=== EXERCISE AIM ===
Images should be left out, and everything else in the listing reproduced exactly.

=== DATASET EXTRACT ===
— BEGIN —
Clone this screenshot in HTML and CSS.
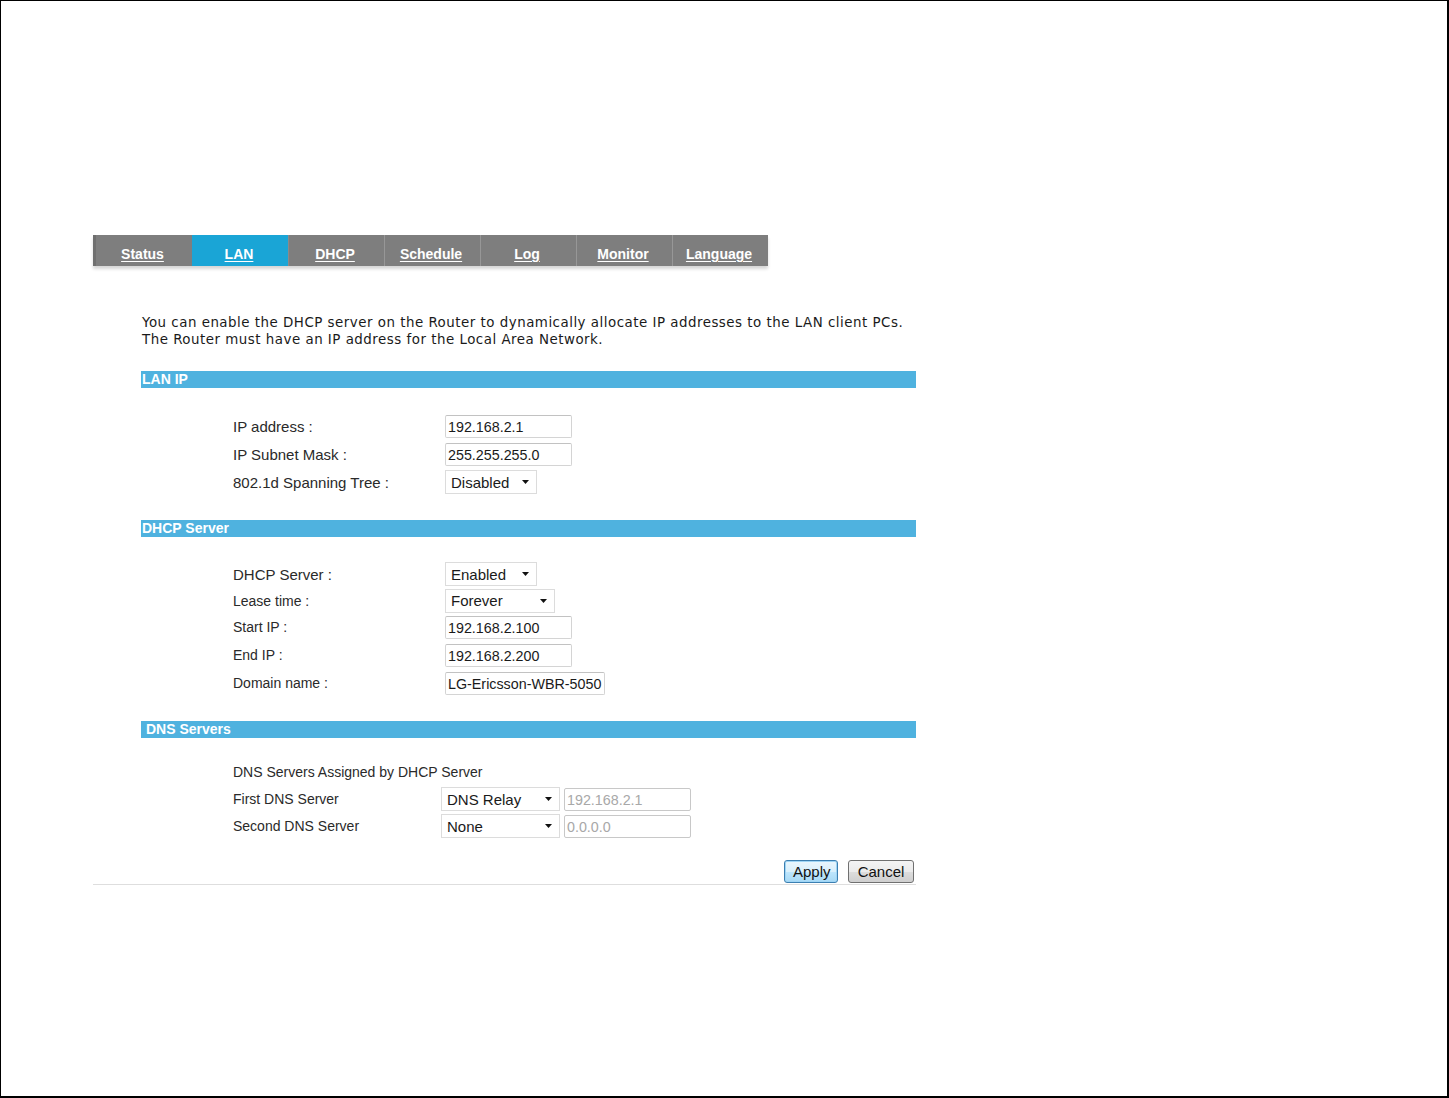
FILE: index.html
```html
<!DOCTYPE html>
<html>
<head>
<meta charset="utf-8">
<title>LAN</title>
<link rel="stylesheet" href="styles.css">
</head>
<body>
<div class="frame">
  <div class="panel">
    <nav class="tabs">
      <a class="tab" href="#">Status</a>
      <a class="tab active" href="#">LAN</a>
      <a class="tab" href="#">DHCP</a>
      <a class="tab" href="#">Schedule</a>
      <a class="tab" href="#">Log</a>
      <a class="tab" href="#">Monitor</a>
      <a class="tab" href="#">Language</a>
    </nav>
    <div class="content">
      <p class="intro">You can enable the DHCP server on the Router to dynamically allocate IP addresses to the LAN client PCs.<br>The Router must have an IP address for the Local Area Network.</p>

      <div class="bar bar-first">LAN IP</div>
      <div class="rows rows-lan">
        <div class="row"><span class="label l15">IP address :</span><div class="input w127">192.168.2.1</div></div>
        <div class="row"><span class="label l15">IP Subnet Mask :</span><div class="input w127">255.255.255.0</div></div>
        <div class="row"><span class="label l15">802.1d Spanning Tree :</span><div class="select w92"><span>Disabled</span><svg class="arrow" width="7" height="4" viewBox="0 0 7 4"><path d="M0 0H7L3.5 4Z"/></svg></div></div>
      </div>

      <div class="bar">DHCP Server</div>
      <div class="rows rows-dhcp">
        <div class="row h28"><span class="label l15">DHCP Server :</span><div class="select w92"><span>Enabled</span><svg class="arrow" width="7" height="4" viewBox="0 0 7 4"><path d="M0 0H7L3.5 4Z"/></svg></div></div>
        <div class="row h25"><span class="label l14">Lease time :</span><div class="select w110"><span>Forever</span><svg class="arrow" width="7" height="4" viewBox="0 0 7 4"><path d="M0 0H7L3.5 4Z"/></svg></div></div>
        <div class="row h28"><span class="label l14">Start IP :</span><div class="input w127">192.168.2.100</div></div>
        <div class="row h28"><span class="label l14">End IP :</span><div class="input w127">192.168.2.200</div></div>
        <div class="row h28"><span class="label l14">Domain name :</span><div class="input w160">LG-Ericsson-WBR-5050</div></div>
      </div>

      <div class="bar bar-dns">DNS Servers</div>
      <div class="rows rows-dns">
        <div class="row h26"><span class="label l14 wide">DNS Servers Assigned by DHCP Server</span></div>
        <div class="row h28"><span class="label l14">First DNS Server</span><div class="dns-ctrl"><div class="select w119"><span>DNS Relay</span><svg class="arrow" width="7" height="4" viewBox="0 0 7 4"><path d="M0 0H7L3.5 4Z"/></svg></div><div class="input w127 disabled">192.168.2.1</div></div></div>
        <div class="row h26"><span class="label l14">Second DNS Server</span><div class="dns-ctrl"><div class="select w119"><span>None</span><svg class="arrow" width="7" height="4" viewBox="0 0 7 4"><path d="M0 0H7L3.5 4Z"/></svg></div><div class="input w127 disabled">0.0.0.0</div></div></div>
      </div>

      <div class="buttons">
        <button class="btn btn-apply">Apply</button>
        <button class="btn">Cancel</button>
      </div>
    </div>
  </div>
</div>
</body>
</html>
```

FILE: styles.css
```css
html, body {
  margin: 0;
  padding: 0;
  background: #ffffff;
}

.frame {
  box-sizing: border-box;
  width: 1449px;
  height: 1098px;
  border-top: 1px solid #000;
  border-left: 1px solid #000;
  border-right: 2px solid #000;
  border-bottom: 2px solid #000;
  background: #fff;
  padding-top: 234px;
  padding-left: 92px;
  font-family: "Liberation Sans", Arial, sans-serif;
  color: #2a2a2a;
}

.panel {
  width: 823px;
  border-bottom: 1px solid #dedede;
}

.tabs {
  display: grid;
  grid-template-columns: repeat(7, 1fr);
  width: 675px;
  height: 31px;
  background: #7e7e7e;
  box-shadow: 0 3px 3px rgba(0, 0, 0, 0.16);
  border-left: 3px solid #6f6f6f;
  box-sizing: border-box;
}

.tab {
  display: flex;
  align-items: center;
  justify-content: center;
  padding-top: 7px;
  padding-right: 3px;
  box-sizing: border-box;
  color: #ffffff;
  font-family: "Liberation Sans", Arial, sans-serif;
  font-weight: bold;
  font-size: 14px;
  text-decoration: underline;
  text-underline-offset: 2px;
  border-left: 1px solid #979797;
}

.tab:first-child {
  border-left: none;
}

.tab.active {
  background: #1aa5d6;
  border-left-color: #1aa5d6;
}

.tab.active + .tab {
  border-left-color: #8a8a8a;
}

.content {
  padding-left: 48px;
}

.intro {
  margin: 48px 0 0 1px;
  font-family: "DejaVu Sans", Verdana, sans-serif;
  font-size: 13.4px;
  letter-spacing: 0.5px;
  line-height: 17px;
  color: #1a1a1a;
  white-space: nowrap;
}

.bar {
  margin-top: 24px;
  height: 17px;
  line-height: 17px;
  background: #4fb2df;
  color: #ffffff;
  font-family: "Liberation Sans", Arial, sans-serif;
  font-weight: bold;
  font-size: 14px;
  padding-left: 1px;
}

.bar-first {
  margin-top: 23px;
}

.bar-dns {
  padding-left: 5px;
}

.rows {
  display: flex;
  flex-direction: column;
  padding-left: 92px;
}

.rows-lan {
  margin-top: 24px;
  margin-bottom: 22px;
}

.rows-dhcp {
  margin-top: 23px;
  margin-bottom: 24px;
}

.rows-dns {
  margin-top: 21px;
}

.row {
  display: flex;
  align-items: center;
  height: 28px;
}

.h25 { height: 25px; }
.h26 { height: 26px; }
.h28 { height: 28px; }

.label {
  width: 212px;
  flex: none;
  color: #2a2a2a;
}

.label.wide {
  width: auto;
}

.l15 { font-size: 15px; }
.l14 { font-size: 14px; }

.input {
  box-sizing: border-box;
  height: 23px;
  line-height: 22px;
  border: 1px solid #d4d4d4;
  border-top-color: #c2c2c2;
  border-radius: 2px;
  padding-left: 2px;
  font-size: 14.3px;
  color: #1a1a1a;
  background: #fff;
  white-space: nowrap;
  overflow: hidden;
}

.input.disabled {
  color: #a8a8a8;
  border-color: #c8c8c8;
}

.select {
  box-sizing: border-box;
  height: 24px;
  border: 1px solid #dcdcdc;
  background: #fff;
  display: flex;
  align-items: center;
  justify-content: space-between;
  padding: 0 7px 0 5px;
  font-size: 15px;
  color: #1a1a1a;
}

.arrow {
  fill: #111;
  flex: none;
}

.w92 { width: 92px; }
.w110 { width: 110px; }
.w119 { width: 119px; }
.w127 { width: 127px; }
.w160 { width: 160px; }

.dns-ctrl {
  display: flex;
  align-items: center;
  gap: 4px;
  margin-left: -4px;
}

.buttons {
  display: flex;
  justify-content: flex-end;
  gap: 10px;
  margin-top: 21px;
  padding-right: 2px;
  padding-bottom: 1px;
}

.btn {
  box-sizing: border-box;
  height: 23px;
  padding: 0 8px;
  font-family: "Liberation Sans", Arial, sans-serif;
  font-size: 15px;
  color: #111;
  border: 1px solid #707070;
  border-radius: 3px;
  background: linear-gradient(#f4f4f4 0%, #ebebeb 50%, #dddddd 51%, #cfcfcf 100%);
  width: 66px;
}

.btn-apply {
  width: 54px;
  border-color: #3c7fb1;
  background: linear-gradient(#eaf6fd 0%, #d9f0fc 50%, #bee6fd 51%, #a7d9f5 100%);
  box-shadow: inset 0 0 0 1px #9fd5f5;
}
```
— END —
=== RESPONSE BELOW ===
Clone this screenshot in HTML and CSS.
FILE: index.html
```html
<!DOCTYPE html>
<html>
<head>
<meta charset="utf-8">
<title>LAN</title>
<link rel="stylesheet" href="styles.css">
</head>
<body>
<div class="frame">
  <div class="panel">
    <nav class="tabs">
      <a class="tab" href="#">Status</a>
      <a class="tab active" href="#">LAN</a>
      <a class="tab" href="#">DHCP</a>
      <a class="tab" href="#">Schedule</a>
      <a class="tab" href="#">Log</a>
      <a class="tab" href="#">Monitor</a>
      <a class="tab" href="#">Language</a>
    </nav>
    <div class="content">
      <p class="intro">You can enable the DHCP server on the Router to dynamically allocate IP addresses to the LAN client PCs.<br>The Router must have an IP address for the Local Area Network.</p>

      <div class="bar bar-first">LAN IP</div>
      <div class="rows rows-lan">
        <div class="row"><span class="label l15">IP address :</span><div class="input w127">192.168.2.1</div></div>
        <div class="row"><span class="label l15">IP Subnet Mask :</span><div class="input w127">255.255.255.0</div></div>
        <div class="row"><span class="label l15">802.1d Spanning Tree :</span><div class="select w92"><span>Disabled</span><svg class="arrow" width="7" height="4" viewBox="0 0 7 4"><path d="M0 0H7L3.5 4Z"/></svg></div></div>
      </div>

      <div class="bar">DHCP Server</div>
      <div class="rows rows-dhcp">
        <div class="row h28"><span class="label l15">DHCP Server :</span><div class="select w92"><span>Enabled</span><svg class="arrow" width="7" height="4" viewBox="0 0 7 4"><path d="M0 0H7L3.5 4Z"/></svg></div></div>
        <div class="row h25"><span class="label l14">Lease time :</span><div class="select w110"><span>Forever</span><svg class="arrow" width="7" height="4" viewBox="0 0 7 4"><path d="M0 0H7L3.5 4Z"/></svg></div></div>
        <div class="row h28"><span class="label l14">Start IP :</span><div class="input w127">192.168.2.100</div></div>
        <div class="row h28"><span class="label l14">End IP :</span><div class="input w127">192.168.2.200</div></div>
        <div class="row h28"><span class="label l14">Domain name :</span><div class="input w160">LG-Ericsson-WBR-5050</div></div>
      </div>

      <div class="bar bar-dns">DNS Servers</div>
      <div class="rows rows-dns">
        <div class="row h26"><span class="label l14 wide">DNS Servers Assigned by DHCP Server</span></div>
        <div class="row h28"><span class="label l14">First DNS Server</span><div class="dns-ctrl"><div class="select w119"><span>DNS Relay</span><svg class="arrow" width="7" height="4" viewBox="0 0 7 4"><path d="M0 0H7L3.5 4Z"/></svg></div><div class="input w127 disabled">192.168.2.1</div></div></div>
        <div class="row h26"><span class="label l14">Second DNS Server</span><div class="dns-ctrl"><div class="select w119"><span>None</span><svg class="arrow" width="7" height="4" viewBox="0 0 7 4"><path d="M0 0H7L3.5 4Z"/></svg></div><div class="input w127 disabled">0.0.0.0</div></div></div>
      </div>

      <div class="buttons">
        <button class="btn btn-apply">Apply</button>
        <button class="btn">Cancel</button>
      </div>
    </div>
  </div>
</div>
</body>
</html>
```

FILE: styles.css
```css
html, body {
  margin: 0;
  padding: 0;
  background: #ffffff;
}

.frame {
  box-sizing: border-box;
  width: 1449px;
  height: 1098px;
  border-top: 1px solid #000;
  border-left: 1px solid #000;
  border-right: 2px solid #000;
  border-bottom: 2px solid #000;
  background: #fff;
  padding-top: 234px;
  padding-left: 92px;
  font-family: "Liberation Sans", Arial, sans-serif;
  color: #2a2a2a;
}

.panel {
  width: 823px;
  border-bottom: 1px solid #dedede;
}

.tabs {
  display: grid;
  grid-template-columns: repeat(7, 1fr);
  width: 675px;
  height: 31px;
  background: #7e7e7e;
  box-shadow: 0 3px 3px rgba(0, 0, 0, 0.16);
  border-left: 3px solid #6f6f6f;
  box-sizing: border-box;
}

.tab {
  display: flex;
  align-items: center;
  justify-content: center;
  padding-top: 7px;
  padding-right: 3px;
  box-sizing: border-box;
  color: #ffffff;
  font-family: "Liberation Sans", Arial, sans-serif;
  font-weight: bold;
  font-size: 14px;
  text-decoration: underline;
  text-underline-offset: 2px;
  border-left: 1px solid #979797;
}

.tab:first-child {
  border-left: none;
}

.tab.active {
  background: #1aa5d6;
  border-left-color: #1aa5d6;
}

.tab.active + .tab {
  border-left-color: #8a8a8a;
}

.content {
  padding-left: 48px;
}

.intro {
  margin: 48px 0 0 1px;
  font-family: "DejaVu Sans", Verdana, sans-serif;
  font-size: 13.4px;
  letter-spacing: 0.5px;
  line-height: 17px;
  color: #1a1a1a;
  white-space: nowrap;
}

.bar {
  margin-top: 24px;
  height: 17px;
  line-height: 17px;
  background: #4fb2df;
  color: #ffffff;
  font-family: "Liberation Sans", Arial, sans-serif;
  font-weight: bold;
  font-size: 14px;
  padding-left: 1px;
}

.bar-first {
  margin-top: 23px;
}

.bar-dns {
  padding-left: 5px;
}

.rows {
  display: flex;
  flex-direction: column;
  padding-left: 92px;
}

.rows-lan {
  margin-top: 24px;
  margin-bottom: 22px;
}

.rows-dhcp {
  margin-top: 23px;
  margin-bottom: 24px;
}

.rows-dns {
  margin-top: 21px;
}

.row {
  display: flex;
  align-items: center;
  height: 28px;
}

.h25 { height: 25px; }
.h26 { height: 26px; }
.h28 { height: 28px; }

.label {
  width: 212px;
  flex: none;
  color: #2a2a2a;
}

.label.wide {
  width: auto;
}

.l15 { font-size: 15px; }
.l14 { font-size: 14px; }

.input {
  box-sizing: border-box;
  height: 23px;
  line-height: 22px;
  border: 1px solid #d4d4d4;
  border-top-color: #c2c2c2;
  border-radius: 2px;
  padding-left: 2px;
  font-size: 14.3px;
  color: #1a1a1a;
  background: #fff;
  white-space: nowrap;
  overflow: hidden;
}

.input.disabled {
  color: #a8a8a8;
  border-color: #c8c8c8;
}

.select {
  box-sizing: border-box;
  height: 24px;
  border: 1px solid #dcdcdc;
  background: #fff;
  display: flex;
  align-items: center;
  justify-content: space-between;
  padding: 0 7px 0 5px;
  font-size: 15px;
  color: #1a1a1a;
}

.arrow {
  fill: #111;
  flex: none;
}

.w92 { width: 92px; }
.w110 { width: 110px; }
.w119 { width: 119px; }
.w127 { width: 127px; }
.w160 { width: 160px; }

.dns-ctrl {
  display: flex;
  align-items: center;
  gap: 4px;
  margin-left: -4px;
}

.buttons {
  display: flex;
  justify-content: flex-end;
  gap: 10px;
  margin-top: 21px;
  padding-right: 2px;
  padding-bottom: 1px;
}

.btn {
  box-sizing: border-box;
  height: 23px;
  padding: 0 8px;
  font-family: "Liberation Sans", Arial, sans-serif;
  font-size: 15px;
  color: #111;
  border: 1px solid #707070;
  border-radius: 3px;
  background: linear-gradient(#f4f4f4 0%, #ebebeb 50%, #dddddd 51%, #cfcfcf 100%);
  width: 66px;
}

.btn-apply {
  width: 54px;
  border-color: #3c7fb1;
  background: linear-gradient(#eaf6fd 0%, #d9f0fc 50%, #bee6fd 51%, #a7d9f5 100%);
  box-shadow: inset 0 0 0 1px #9fd5f5;
}
```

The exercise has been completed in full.